Tenet seems a better film to look at rather than listen to. The script is written in a way that every line of dialogue works towards advancing the plot or the idea of reversed/inverted time. Everything is exposition almost as though robots are talking to each other rather than human beings. It’s a script loaded with needless exposition where characters explain things like Freeports or the fact that Russian arms dealer Andre Sator (a hammy and menacing Kenneth Branagh) is a Russian arms dealer dealing weapons. These are all things that the characters should already know, but the film feels it needs ham-fistedly explain these things to the audience.

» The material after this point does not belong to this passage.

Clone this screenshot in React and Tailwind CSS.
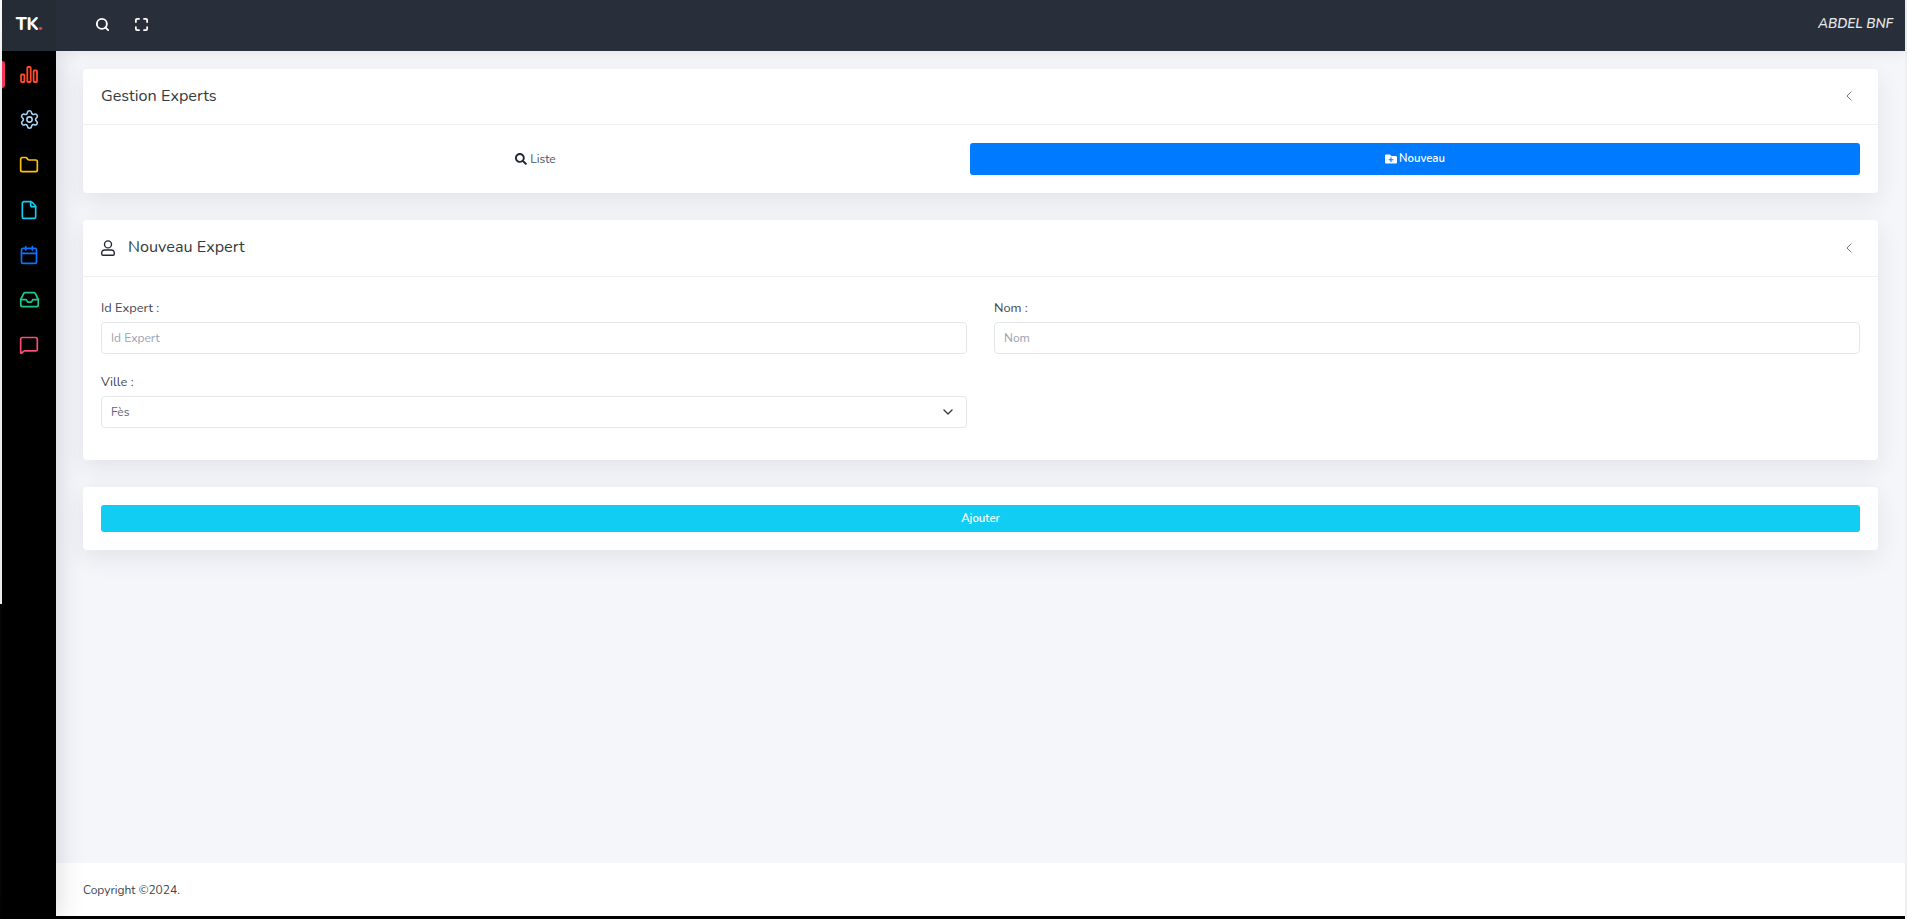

Essentially it leaves the characters no room to flourish, they feel as though they are mere cogs in a machine geared for a greater purpose. Tenet is certainly epic cinema but its emotionally lacking, devoid of personality or character. Thereby it makes for an epic experience, with the staggering action set pieces, the sense assaulting soundtrack and time bending, wibbly wobbly timey wimey narrative stuff but one that’s lacking emotional substance (unlike Interstellar where Nolan was also giving total free reign).

That said Elizabeth Debicki does try to bring some emotional weight to her role. She is the only character we know anything about as she suffers in an abusive relationship and the Protagonist (John David Washington) sees it as his duty to protect her from her psychological and abusive husband. All Debicki’s work is undone by a script that makes her role defined entirely by the men of the film. Another issue is Ludwig Göransson’s score which blares obnoxiously during a scene where she is being beaten by her abusive husband (in a grossly tasteless use of music during a brutal scene) .

It’s a great film to watch and you want to see where it goes (even if the film isn’t as smart as it thinks it is) but I do think that is actually the least rewarding and least substantial of Nolan’s films.